Klaus von Nichtssagend Gallery is pleased to announce Laughing castles, an exhibition of ceramic sculptures by Julia Kunin. The show will be on view in the front gallery at 87 Franklin Street, opening October 24 and running through December 6, 2025.
Julia Kunin’s hand-built ceramic sculptures embody a smooth sensuality, drawing on symbols of lesbian visibility alongside tropes from Modernist, Pop, and Op Art. Glittering metallic glazes amplify her carved and slab-built architectural forms, propelling them into the realm of glam with a wink toward kitsch. Repeated and mirrored body parts such as lips, eyes, and breasts form abstracted double portraits. In these coded, psychedelic compositions, Kunin asserts a feminist and queer presence within art historical lineages reaching back to Marsden Hartley and Victor Vasarely. As she notes, “Geometry alone may seem benign, but in this context, the geometry becomes subversive.”
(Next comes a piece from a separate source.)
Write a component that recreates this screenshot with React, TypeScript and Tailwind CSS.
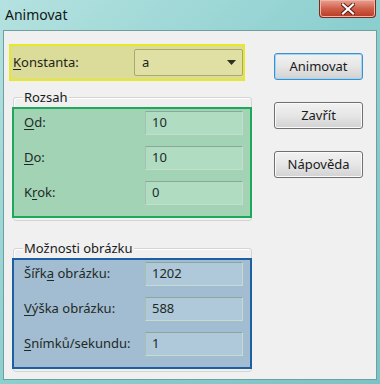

Symmetrical forms such as keyholes and labryses appear as architectural latticeworks in clay, embedding symbolic meaning and near-spiritual iconography into their structures and surfaces. The exhibition’s title, Laughing castles, refers to a recurring form in Kunin’s work: a tower-like fortress topped with smiling lips. Kunin underscores the need for laughter, joy, and the erotic within activism in politically fraught times.